DATA LINES →
☆ ☆ ☆ ☆ ☆

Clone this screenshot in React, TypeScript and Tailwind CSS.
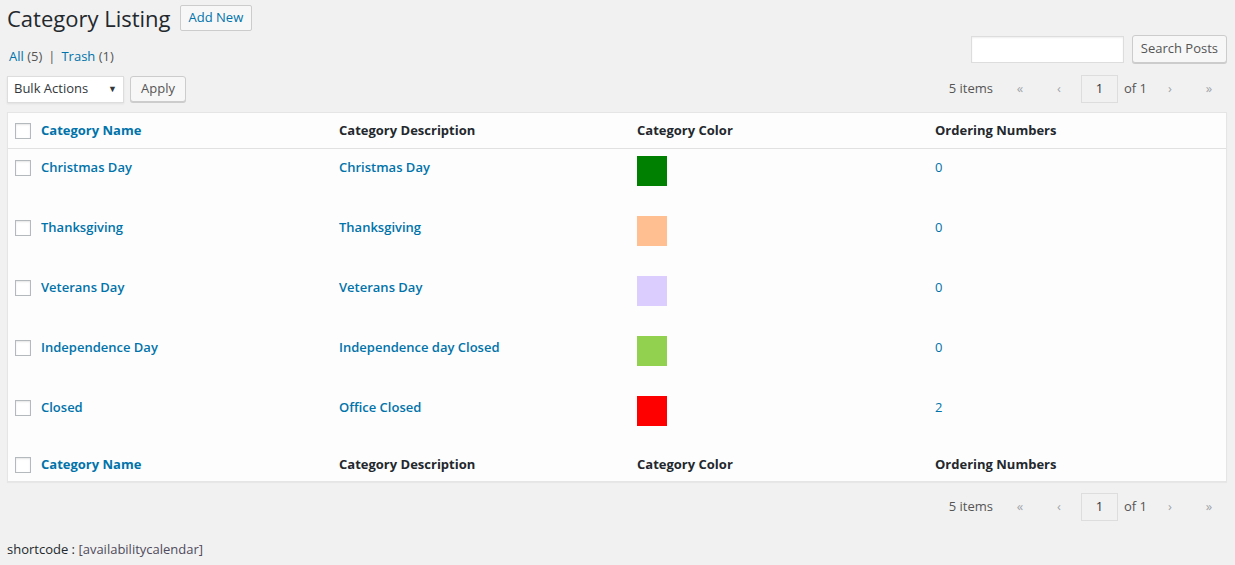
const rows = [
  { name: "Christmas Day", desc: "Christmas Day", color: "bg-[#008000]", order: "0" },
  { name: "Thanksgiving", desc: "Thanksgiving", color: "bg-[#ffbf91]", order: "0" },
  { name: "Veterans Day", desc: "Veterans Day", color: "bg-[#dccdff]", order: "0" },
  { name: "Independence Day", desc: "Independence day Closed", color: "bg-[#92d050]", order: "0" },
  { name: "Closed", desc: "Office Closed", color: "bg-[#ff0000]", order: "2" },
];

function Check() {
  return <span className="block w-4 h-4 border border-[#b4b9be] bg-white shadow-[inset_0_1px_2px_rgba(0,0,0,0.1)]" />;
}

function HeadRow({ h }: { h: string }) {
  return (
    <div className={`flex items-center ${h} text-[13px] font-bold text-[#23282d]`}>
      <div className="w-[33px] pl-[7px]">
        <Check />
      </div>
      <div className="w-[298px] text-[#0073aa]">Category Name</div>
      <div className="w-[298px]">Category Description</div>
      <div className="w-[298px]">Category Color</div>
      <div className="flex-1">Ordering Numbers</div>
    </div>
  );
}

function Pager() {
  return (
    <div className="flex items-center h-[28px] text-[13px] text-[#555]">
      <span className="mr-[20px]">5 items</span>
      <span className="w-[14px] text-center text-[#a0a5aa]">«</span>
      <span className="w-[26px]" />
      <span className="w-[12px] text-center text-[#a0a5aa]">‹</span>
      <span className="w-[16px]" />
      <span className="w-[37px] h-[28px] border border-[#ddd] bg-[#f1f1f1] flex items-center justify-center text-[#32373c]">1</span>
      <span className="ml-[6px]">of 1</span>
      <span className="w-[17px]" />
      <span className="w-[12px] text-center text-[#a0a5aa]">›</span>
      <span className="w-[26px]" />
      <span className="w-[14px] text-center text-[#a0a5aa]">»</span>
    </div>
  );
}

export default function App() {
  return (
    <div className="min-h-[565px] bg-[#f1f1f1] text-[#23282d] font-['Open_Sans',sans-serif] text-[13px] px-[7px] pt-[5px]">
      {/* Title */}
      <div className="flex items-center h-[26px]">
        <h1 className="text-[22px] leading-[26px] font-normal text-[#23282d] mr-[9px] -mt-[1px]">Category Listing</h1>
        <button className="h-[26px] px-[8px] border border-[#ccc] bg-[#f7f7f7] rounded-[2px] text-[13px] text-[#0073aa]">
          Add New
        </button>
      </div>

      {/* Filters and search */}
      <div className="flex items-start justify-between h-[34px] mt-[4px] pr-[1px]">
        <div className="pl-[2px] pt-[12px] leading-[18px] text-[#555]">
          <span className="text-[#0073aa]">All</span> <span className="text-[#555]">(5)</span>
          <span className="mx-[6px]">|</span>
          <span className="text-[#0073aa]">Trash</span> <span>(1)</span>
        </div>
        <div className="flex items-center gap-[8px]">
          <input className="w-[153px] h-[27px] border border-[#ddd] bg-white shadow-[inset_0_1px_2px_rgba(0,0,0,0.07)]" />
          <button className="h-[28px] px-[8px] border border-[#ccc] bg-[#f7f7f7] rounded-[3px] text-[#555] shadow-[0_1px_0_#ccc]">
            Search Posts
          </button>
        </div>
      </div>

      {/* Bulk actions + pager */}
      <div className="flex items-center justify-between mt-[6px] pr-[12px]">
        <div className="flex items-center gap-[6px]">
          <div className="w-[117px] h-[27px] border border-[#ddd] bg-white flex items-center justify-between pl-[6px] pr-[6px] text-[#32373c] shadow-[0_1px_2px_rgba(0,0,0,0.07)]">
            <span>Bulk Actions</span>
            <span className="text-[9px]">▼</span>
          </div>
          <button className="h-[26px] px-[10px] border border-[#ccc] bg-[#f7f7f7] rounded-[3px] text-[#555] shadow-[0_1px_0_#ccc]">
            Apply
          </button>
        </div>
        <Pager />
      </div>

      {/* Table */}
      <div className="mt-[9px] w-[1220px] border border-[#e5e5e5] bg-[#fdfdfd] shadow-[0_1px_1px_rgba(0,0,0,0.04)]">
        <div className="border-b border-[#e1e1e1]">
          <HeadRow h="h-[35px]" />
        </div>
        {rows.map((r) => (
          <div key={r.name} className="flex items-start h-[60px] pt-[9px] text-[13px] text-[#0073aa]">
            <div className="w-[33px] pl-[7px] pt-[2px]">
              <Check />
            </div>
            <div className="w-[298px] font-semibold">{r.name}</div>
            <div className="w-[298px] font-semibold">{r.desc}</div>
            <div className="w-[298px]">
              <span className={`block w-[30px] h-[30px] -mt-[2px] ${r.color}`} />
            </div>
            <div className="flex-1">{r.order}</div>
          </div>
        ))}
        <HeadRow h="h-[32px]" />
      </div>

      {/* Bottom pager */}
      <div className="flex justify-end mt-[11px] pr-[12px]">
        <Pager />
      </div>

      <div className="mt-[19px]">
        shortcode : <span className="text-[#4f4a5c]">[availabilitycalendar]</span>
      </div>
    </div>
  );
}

☆ ☆ ☆ ☆ ☆

All of the material above is to be copied exactly, except for its images.

SOLUTION BELOW →
Clone this screenshot in React, TypeScript and Tailwind CSS.
const rows = [
  { name: "Christmas Day", desc: "Christmas Day", color: "bg-[#008000]", order: "0" },
  { name: "Thanksgiving", desc: "Thanksgiving", color: "bg-[#ffbf91]", order: "0" },
  { name: "Veterans Day", desc: "Veterans Day", color: "bg-[#dccdff]", order: "0" },
  { name: "Independence Day", desc: "Independence day Closed", color: "bg-[#92d050]", order: "0" },
  { name: "Closed", desc: "Office Closed", color: "bg-[#ff0000]", order: "2" },
];

function Check() {
  return <span className="block w-4 h-4 border border-[#b4b9be] bg-white shadow-[inset_0_1px_2px_rgba(0,0,0,0.1)]" />;
}

function HeadRow({ h }: { h: string }) {
  return (
    <div className={`flex items-center ${h} text-[13px] font-bold text-[#23282d]`}>
      <div className="w-[33px] pl-[7px]">
        <Check />
      </div>
      <div className="w-[298px] text-[#0073aa]">Category Name</div>
      <div className="w-[298px]">Category Description</div>
      <div className="w-[298px]">Category Color</div>
      <div className="flex-1">Ordering Numbers</div>
    </div>
  );
}

function Pager() {
  return (
    <div className="flex items-center h-[28px] text-[13px] text-[#555]">
      <span className="mr-[20px]">5 items</span>
      <span className="w-[14px] text-center text-[#a0a5aa]">«</span>
      <span className="w-[26px]" />
      <span className="w-[12px] text-center text-[#a0a5aa]">‹</span>
      <span className="w-[16px]" />
      <span className="w-[37px] h-[28px] border border-[#ddd] bg-[#f1f1f1] flex items-center justify-center text-[#32373c]">1</span>
      <span className="ml-[6px]">of 1</span>
      <span className="w-[17px]" />
      <span className="w-[12px] text-center text-[#a0a5aa]">›</span>
      <span className="w-[26px]" />
      <span className="w-[14px] text-center text-[#a0a5aa]">»</span>
    </div>
  );
}

export default function App() {
  return (
    <div className="min-h-[565px] bg-[#f1f1f1] text-[#23282d] font-['Open_Sans',sans-serif] text-[13px] px-[7px] pt-[5px]">
      {/* Title */}
      <div className="flex items-center h-[26px]">
        <h1 className="text-[22px] leading-[26px] font-normal text-[#23282d] mr-[9px] -mt-[1px]">Category Listing</h1>
        <button className="h-[26px] px-[8px] border border-[#ccc] bg-[#f7f7f7] rounded-[2px] text-[13px] text-[#0073aa]">
          Add New
        </button>
      </div>

      {/* Filters and search */}
      <div className="flex items-start justify-between h-[34px] mt-[4px] pr-[1px]">
        <div className="pl-[2px] pt-[12px] leading-[18px] text-[#555]">
          <span className="text-[#0073aa]">All</span> <span className="text-[#555]">(5)</span>
          <span className="mx-[6px]">|</span>
          <span className="text-[#0073aa]">Trash</span> <span>(1)</span>
        </div>
        <div className="flex items-center gap-[8px]">
          <input className="w-[153px] h-[27px] border border-[#ddd] bg-white shadow-[inset_0_1px_2px_rgba(0,0,0,0.07)]" />
          <button className="h-[28px] px-[8px] border border-[#ccc] bg-[#f7f7f7] rounded-[3px] text-[#555] shadow-[0_1px_0_#ccc]">
            Search Posts
          </button>
        </div>
      </div>

      {/* Bulk actions + pager */}
      <div className="flex items-center justify-between mt-[6px] pr-[12px]">
        <div className="flex items-center gap-[6px]">
          <div className="w-[117px] h-[27px] border border-[#ddd] bg-white flex items-center justify-between pl-[6px] pr-[6px] text-[#32373c] shadow-[0_1px_2px_rgba(0,0,0,0.07)]">
            <span>Bulk Actions</span>
            <span className="text-[9px]">▼</span>
          </div>
          <button className="h-[26px] px-[10px] border border-[#ccc] bg-[#f7f7f7] rounded-[3px] text-[#555] shadow-[0_1px_0_#ccc]">
            Apply
          </button>
        </div>
        <Pager />
      </div>

      {/* Table */}
      <div className="mt-[9px] w-[1220px] border border-[#e5e5e5] bg-[#fdfdfd] shadow-[0_1px_1px_rgba(0,0,0,0.04)]">
        <div className="border-b border-[#e1e1e1]">
          <HeadRow h="h-[35px]" />
        </div>
        {rows.map((r) => (
          <div key={r.name} className="flex items-start h-[60px] pt-[9px] text-[13px] text-[#0073aa]">
            <div className="w-[33px] pl-[7px] pt-[2px]">
              <Check />
            </div>
            <div className="w-[298px] font-semibold">{r.name}</div>
            <div className="w-[298px] font-semibold">{r.desc}</div>
            <div className="w-[298px]">
              <span className={`block w-[30px] h-[30px] -mt-[2px] ${r.color}`} />
            </div>
            <div className="flex-1">{r.order}</div>
          </div>
        ))}
        <HeadRow h="h-[32px]" />
      </div>

      {/* Bottom pager */}
      <div className="flex justify-end mt-[11px] pr-[12px]">
        <Pager />
      </div>

      <div className="mt-[19px]">
        shortcode : <span className="text-[#4f4a5c]">[availabilitycalendar]</span>
      </div>
    </div>
  );
}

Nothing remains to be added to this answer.